A new playlist will be up on Dad’s Jukebox later today/tomorrow so catch The Charlatans Then …and Now.

Enjoy the match wherever you are watching it.

’til Tomorrow.

209 thoughts on “Saints Preview: Hit Me With Your Touchline Ban, Hit Me, Hit Me…

  1. Orson Kaert says:

    According to The Mail on Sunday both Arsenal and Man U are prepared to offer £85 million for Antoine Griezmann. The Sun on Sunday report that if Griezmann leaves Athetico they will bid for Sanchez. To complete the Arsenal rumours for today, The Sunday Express believes that The Gunners are in advanced talks with Juventus manager, Massilimiano Allegri about taking over from Wenger.

  2. andy1886 says:

    Orson Kaert,

    Morning Orson. All of that looks about as likely as Trump adopting Sharia Law and changing his name to Bin Laden….

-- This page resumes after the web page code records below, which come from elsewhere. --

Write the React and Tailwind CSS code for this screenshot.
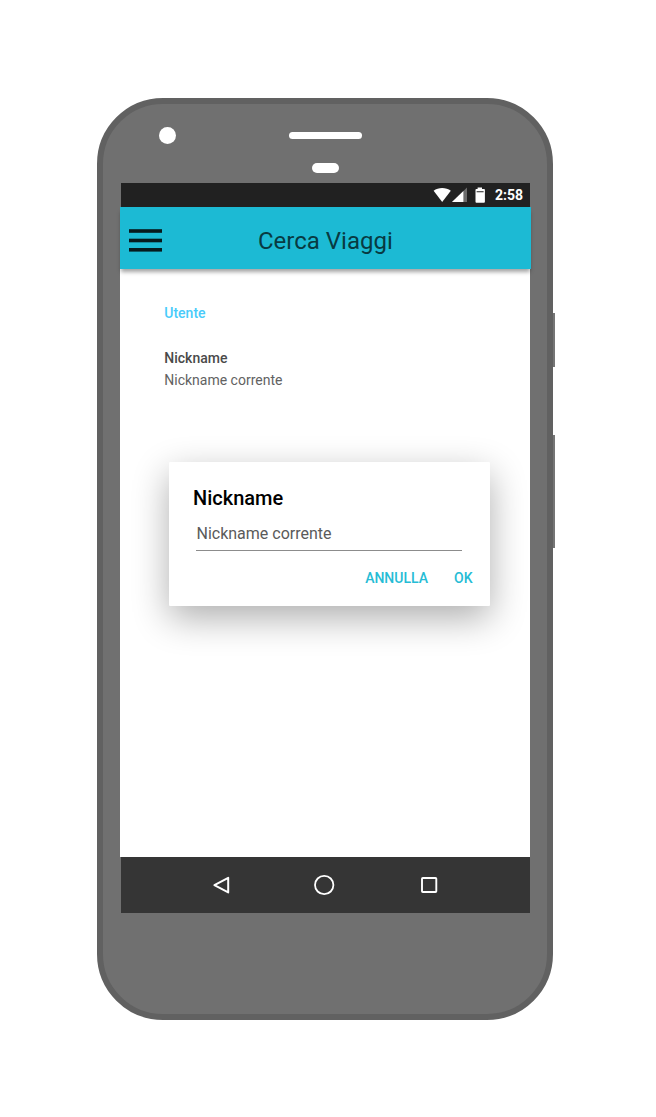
function StatusBar() {
  return (
    <div className="ml-px flex h-6 w-[409px] items-center justify-end bg-[#212121] pr-[7px]">
      <svg className="h-6 w-[56px] shrink-0" viewBox="0 0 56 24">
        <path d="M0.6 7.7 C5.3 4.2 13.1 4.2 17.8 7.7 L9.2 19 Z" fill="#fff" />
        <path d="M34 4.6 V19 H19 Z" fill="#6b6b6b" />
        <path d="M30.4 8 V19 H19 Z" fill="#fff" />
        <path d="M44.6 4.4 h4.4 v1.5 h2 q0.9 0 0.9 0.9 v12 q0 0.9 -0.9 0.9 h-7.6 q-0.9 0 -0.9 -0.9 v-12 q0 -0.9 0.9 -0.9 h1.2 z" fill="#fff" />
        <path d="M43.6 8.1 h7 v1.2 h-7 z" fill="#444" />
      </svg>
      <span className="ml-[6px] text-[14px] leading-6 font-bold text-white">2:58</span>
    </div>
  );
}

function AppBar() {
  return (
    <header className="relative flex h-[62px] w-[411px] items-start bg-[#1cbad4] pl-[9px] shadow-[0_4px_4px_-1px_rgba(0,0,0,0.36)]">
      <svg className="mt-[22px] h-[23px] w-[33px]" viewBox="0 0 33 23" fill="#061a1d">
        <rect y="0.2" width="33" height="3.6" />
        <rect y="9.7" width="33" height="3.6" />
        <rect y="19" width="33" height="3.6" />
      </svg>
      <h1 className="mt-[18px] ml-[96px] text-[24px] leading-8 font-normal whitespace-nowrap text-[#083a42]">Cerca Viaggi</h1>
    </header>
  );
}

function Dialog() {
  return (
    <section className="mt-[72px] ml-[49px] flex h-[144px] w-[321px] flex-col rounded-[1px] bg-white pt-6 shadow-[0_12px_36px_rgba(0,0,0,0.32)]">
      <h2 className="ml-[23.5px] text-[20px] leading-6 font-medium text-black">Nickname</h2>
      <div className="mt-[10px] ml-[27px] h-[31px] w-[266px] border-b border-[#8c8c8c] text-[16px] leading-[27px] text-[#5a5a5a]">
        Nickname corrente
      </div>
      <div className="mt-[17px] flex justify-end gap-[26px] pr-[18px] text-[14px] leading-5 font-medium text-[#26bcd5]">
        <button>ANNULLA</button>
        <button>OK</button>
      </div>
    </section>
  );
}

function NavBar() {
  return (
    <nav className="ml-px h-[56px] w-[409px] bg-[#353535]">
      <svg className="h-[56px] w-[409px]" viewBox="0 0 409 56" fill="none" stroke="#fff" strokeWidth="2">
        <path d="M107.2 20.8 V35.4 L93.4 28.1 Z" strokeLinejoin="round" />
        <circle cx="203.2" cy="28" r="9.2" strokeWidth="1.8" />
        <rect x="301" y="21" width="14.3" height="14" rx="0.8" strokeWidth="1.9" />
      </svg>
    </nav>
  );
}

export default function App() {
  return (
    <main className="flex h-[1117px] w-[656px] items-start overflow-hidden bg-white pt-[98px] pl-[97.3px] font-['Roboto',sans-serif]">
      <div className="flex h-[922px] w-[456px] shrink-0 flex-col rounded-[66px] border-[6px] border-[#616161] bg-[#707070] pl-[16.7px]">
        <div className="flex h-[79px] flex-col pt-[23px]">
          <div className="flex h-[17px] items-center">
            <div className="ml-[39px] h-[17px] w-[17px] rounded-full bg-white" />
            <div className="ml-[113.3px] h-[7px] w-[73px] rounded-full bg-white" />
          </div>
          <div className="mt-[19px] ml-[192.3px] h-[10px] w-[27px] rounded-full bg-white" />
        </div>
        <StatusBar />
        <AppBar />
        <div className="ml-[0.5px] h-[588px] w-[410px] bg-white pt-[34px]">
          <div className="ml-[43.8px] text-[14px] leading-5 font-medium text-[#48cbfa]">Utente</div>
          <div className="mt-[25px] ml-[43.8px] text-[14px] leading-5 font-medium text-[#4a4a4a]">Nickname</div>
          <div className="mt-[2px] ml-[43.8px] text-[14px] leading-5 text-[#626262]">Nickname corrente</div>
          <Dialog />
        </div>
        <NavBar />
      </div>
      <div className="flex shrink-0 flex-col pt-[215px]">
        <div className="h-[54px] w-[2px] bg-[#757575]" />
        <div className="mt-[68px] h-[113px] w-[2px] bg-[#757575]" />
      </div>
    </main>
  );
}
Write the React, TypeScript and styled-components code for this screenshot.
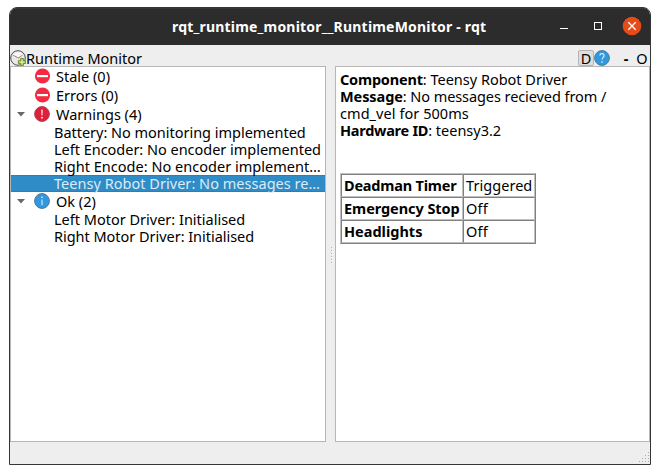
import React from "react";
import styled, { createGlobalStyle } from "styled-components";

const GlobalStyle = createGlobalStyle`
  * { box-sizing: border-box; }
  body {
    margin: 0;
    background: #fff;
    color: #000;
    font: 14.5px/17px "Noto Sans", "Open Sans", sans-serif;
    overflow: hidden;
  }
`;

const Desktop = styled.div`
  width: 660px;
  height: 474px;
  padding: 7px 9px 9px;
`;

const Window = styled.div`
  width: 642px;
  height: 458px;
  display: flex;
  flex-direction: column;
  border: 1px solid #353537;
  border-radius: 8px 8px 0 0;
  background: #eeeeee;
  overflow: hidden;
`;

const TitleBar = styled.header`
  height: 37px;
  flex: none;
  display: grid;
  grid-template-columns: 1fr 92px;
  align-items: center;
  background: #2c2c2c;
  border-top: 1px solid #373737;
  color: #fff;
`;

const Title = styled.h1`
  margin: 0;
  padding: 0 0 1px 162px;
  font-size: 14px;
  line-height: 18px;
  font-weight: 700;
  white-space: pre;
`;

const WindowControls = styled.div`
  display: flex;
  svg { display: block; }
`;

const DockBar = styled.div`
  height: 21px;
  flex: none;
  display: flex;
  align-items: flex-end;
`;

const DockTitle = styled.span`
  flex: 1;
  height: 16px;
  line-height: 17px;
  white-space: pre;
`;

const DockIcon = styled.svg`
  width: 16px;
  height: 16px;
  flex: none;
  display: block;
`;

const DockButton = styled.span<{ $raised?: boolean; $bold?: boolean }>`
  width: 16px;
  height: 16px;
  line-height: ${(p) => (p.$raised ? 15 : 17)}px;
  text-align: center;
  font-weight: ${(p) => (p.$bold ? 700 : 400)};
  border: ${(p) => (p.$raised ? "1px solid #b4b4b4" : "none")};
  border-radius: 2px;
  background: ${(p) => (p.$raised ? "#dedede" : "transparent")};
`;

const DockGap = styled.span`
  width: 8px;
`;

const Splitter = styled.main`
  height: 376px;
  flex: none;
  display: grid;
  grid-template-columns: 316px 9px 315px;
`;

const Pane = styled.section`
  background: #fff;
  border: 1px solid #b6b6b6;
  overflow: hidden;
`;

const Handle = styled.div`
  display: flex;
  align-items: center;
  justify-content: center;
  padding-top: 3px;
`;

const GroupRow = styled.div`
  height: 19px;
  display: grid;
  grid-template-columns: 23px 22px 1fr;
  align-items: center;
  line-height: 19px;
  svg { display: block; }
`;

const ItemRow = styled.div<{ $selected?: boolean }>`
  height: 17px;
  padding-left: 43px;
  white-space: pre;
  color: ${(p) => (p.$selected ? "#dcebf5" : "#000")};
  background: ${(p) => (p.$selected ? "#308cc6" : "transparent")};
  box-shadow: ${(p) => (p.$selected ? "inset 0 1px #2a7fb5, inset 0 -1px #2a7fb5" : "none")};
`;

const Spaced = styled.span<{ $ls: number }>`
  letter-spacing: ${(p) => p.$ls}px;
  white-space: pre;
`;

const Strong = styled(Spaced)`
  font-weight: 700;
`;

const Details = styled(Pane)`
  padding: 4px 4px;
`;

const Line = styled.div`
  height: 17px;
  white-space: pre;
`;

const Table = styled.table`
  margin-top: 34px;
  border-collapse: separate;
  border-spacing: 0;
  table-layout: fixed;
  width: 196px;
  border: 1px solid;
  border-color: #c0c0c0 #808080 #808080 #c0c0c0;
`;

const Cell = styled.td<{ $w: number; $bold?: boolean }>`
  width: ${(p) => p.$w}px;
  height: 23px;
  padding: 0 0 0 2px;
  border: 1px solid;
  border-color: #808080 #c0c0c0 #c0c0c0 #808080;
  font-weight: ${(p) => (p.$bold ? 700 : 400)};
  white-space: pre;
`;

const StatusBar = styled.footer`
  flex: 1;
  display: flex;
  align-items: flex-end;
  justify-content: flex-end;
  padding: 0 1px 1px 0;
`;

const NoEntry = () => (
  <svg width="17" height="18" viewBox="0 0 17 18">
    <circle cx="8.5" cy="8" r="7.6" fill="#f22b43" />
    <rect x="3" y="7" width="11" height="2.2" fill="#fff" />
  </svg>
);

const Warn = () => (
  <svg width="16" height="18" viewBox="0 0 16 18">
    <circle cx="8" cy="8" r="7.4" fill="#df2039" stroke="#a84450" />
    <path d="M7.5 3.8h1l-.2 5.4h-.6z" fill="#fff" stroke="#fbd5da" strokeWidth=".4" />
    <circle cx="8" cy="11.7" r=".9" fill="#fff" />
  </svg>
);

const Info = () => (
  <svg width="16" height="18" viewBox="0 0 16 18">
    <circle cx="8" cy="8" r="7.4" fill="#3297de" stroke="#4c7896" />
    <circle cx="8" cy="4.3" r=".8" fill="#fff" />
    <path d="M8 6.5v5.8" stroke="#d4ecff" strokeWidth="1.1" />
  </svg>
);

const Arrow = () => (
  <svg width="23" height="19" viewBox="0 0 23 19">
    <path d="M6 7h8l-4 4.5z" fill="#686868" />
  </svg>
);

const Monitor = () => (
  <DockIcon viewBox="0 0 16 16">
    <circle cx="8" cy="8" r="7.3" fill="#e9e9e9" stroke="#4a4a4a" />
    <path d="M2.6 4.4a7 7 0 0 1 10.8 0L8.4 8z" fill="#f7f7f7" />
    <path d="M3 5.2 8.4 8l4.2-3" fill="none" stroke="#8a8a8a" strokeWidth=".9" />
    <path d="M8.3 8.2 11 6.2M6.4 6.9l2 1.2" stroke="#cf7f7f" strokeWidth=".9" />
    <path d="M10.6 8.5h2.8v2.2h2.2v2.8h-2.2v2.1h-2.8v-2.1H8.4v-2.8h2.2z" fill="#9cc850" stroke="#5f8c26" strokeWidth=".9" />
    <path d="M12 9.6v5M9.5 12.1h5" stroke="#e2f5b1" />
  </DockIcon>
);

const Help = () => (
  <DockIcon viewBox="0 0 16 16">
    <circle cx="8" cy="8" r="7.4" fill="#3298dd" stroke="#477c9e" />
    <path d="M5.8 5.5c.4-2.8 4.7-2.2 4.3.3-.2 1.2-2 1.7-2 3.8" fill="none" stroke="#d9efff" strokeWidth="1.2" />
    <circle cx="8" cy="12" r=".8" fill="#fff" />
  </DockIcon>
);

type Item = { text: string; ls: number; selected?: boolean };
type Group = { label: string; icon: React.ReactNode; items: Item[] };

const groups: Group[] = [
  { label: "Stale (0)", icon: <NoEntry />, items: [] },
  { label: "Errors (0)", icon: <NoEntry />, items: [] },
  {
    label: "Warnings (4)",
    icon: <Warn />,
    items: [
      { text: "Battery: No monitoring implemented", ls: -0.02 },
      { text: "Left Encoder: No encoder implemented", ls: -0.02 },
      { text: "Right Encode: No encoder implement…", ls: 0.02 },
      { text: "Teensy Robot Driver: No messages re…", ls: 0.03, selected: true },
    ],
  },
  {
    label: "Ok (2)",
    icon: <Info />,
    items: [
      { text: "Left Motor Driver: Initialised", ls: 0 },
      { text: "Right Motor Driver: Initialised", ls: -0.03 },
    ],
  },
];

const details = [
  { name: "Component", value: ": Teensy Robot Driver", nls: -0.2, vls: 0 },
  { name: "Message", value: ": No messages recieved from /", nls: -0.08, vls: -0.08 },
  { name: "", value: "cmd_vel for 500ms", nls: 0, vls: 0.06 },
  { name: "Hardware ID", value: ": teensy3.2", nls: -0.27, vls: 0 },
];

const rows = [
  { name: "Deadman Timer", value: "Triggered", nls: -0.2, vls: 0.05 },
  { name: "Emergency Stop", value: "Off", nls: -0.06, vls: 0.2 },
  { name: "Headlights", value: "Off", nls: 0, vls: 0.2 },
];

const gripDots = [[9, 0], [6, 3], [9, 3], [3, 6], [6, 6], [9, 6], [0, 9], [3, 9], [6, 9], [9, 9]];

export default function App() {
  return (
    <Desktop>
      <GlobalStyle />
      <Window>
        <TitleBar>
          <Title><Spaced $ls={0.2}>rqt_runtime_monitor__RuntimeMonitor - rqt</Spaced></Title>
          <WindowControls>
            <svg width="92" height="36" viewBox="0 0 92 36">
              <path d="M2 19.5h8" stroke="#fff" />
              <rect x="36.5" y="13.5" width="7" height="7" fill="none" stroke="#fff" />
              <circle cx="74" cy="17" r="9.3" fill="#e54c19" />
              <path d="M70.3 13.3l7.4 7.4M77.7 13.3l-7.4 7.4" stroke="#fff" strokeWidth="1.3" />
            </svg>
          </WindowControls>
        </TitleBar>
        <DockBar>
          <Monitor />
          <DockTitle><Spaced $ls={0}>Runtime Monitor</Spaced></DockTitle>
          <DockButton $raised>D</DockButton>
          <Help />
          <DockGap />
          <DockButton $bold>-</DockButton>
          <DockButton>O</DockButton>
        </DockBar>
        <Splitter>
          <Pane>
            {groups.map((g) => (
              <React.Fragment key={g.label}>
                <GroupRow>
                  {g.items.length ? <Arrow /> : <span />}
                  {g.icon}
                  <span>{g.label}</span>
                </GroupRow>
                {g.items.map((i) => (
                  <ItemRow key={i.text} $selected={i.selected}>
                    <Spaced $ls={i.ls}>{i.text}</Spaced>
                  </ItemRow>
                ))}
              </React.Fragment>
            ))}
          </Pane>
          <Handle>
            <svg width="9" height="18" viewBox="0 0 9 18">
              {[0, 3, 6, 9, 12, 15].map((y) => (
                <g key={y}>
                  <rect x="5" y={y} width="1" height="1" fill="#b4b4b4" />
                  <rect x="6" y={y + 1} width="1" height="1" fill="#fbfbfb" />
                </g>
              ))}
            </svg>
          </Handle>
          <Details>
            {details.map((d) => (
              <Line key={d.value}>
                {d.name && <Strong $ls={d.nls}>{d.name}</Strong>}
                <Spaced $ls={d.vls}>{d.value}</Spaced>
              </Line>
            ))}
            <Table>
              <tbody>
                {rows.map((r) => (
                  <tr key={r.name}>
                    <Cell $w={122} $bold><Spaced $ls={r.nls}>{r.name}</Spaced></Cell>
                    <Cell $w={72}><Spaced $ls={r.vls}>{r.value}</Spaced></Cell>
                  </tr>
                ))}
              </tbody>
            </Table>
          </Details>
        </Splitter>
        <StatusBar>
          <svg width="10" height="11" viewBox="0 0 10 11">
            {gripDots.map(([x, y]) => (
              <rect key={`${x}-${y}`} x={x} y={y} width="1" height="1" fill="#a8a8a8" />
            ))}
          </svg>
        </StatusBar>
      </Window>
    </Desktop>
  );
}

    Still, after yesterday’s match Gooners all over the planet should be having a very pleasant Sunday.

  3. Wavey says:

    Orson Kaert,

    The Sunday Express are saying that Wenger hasn’t been offered an extension yet. I thought the club had been saying that there was been a contract offer on the table for some time, but that Wenger wanted to wait.

  4. Wavey says:

    The Mail on Sunday = hamster bedding

  5. Orson Kaert says:


    Not quite as unlikely as Trump making those changes, but you never can tell.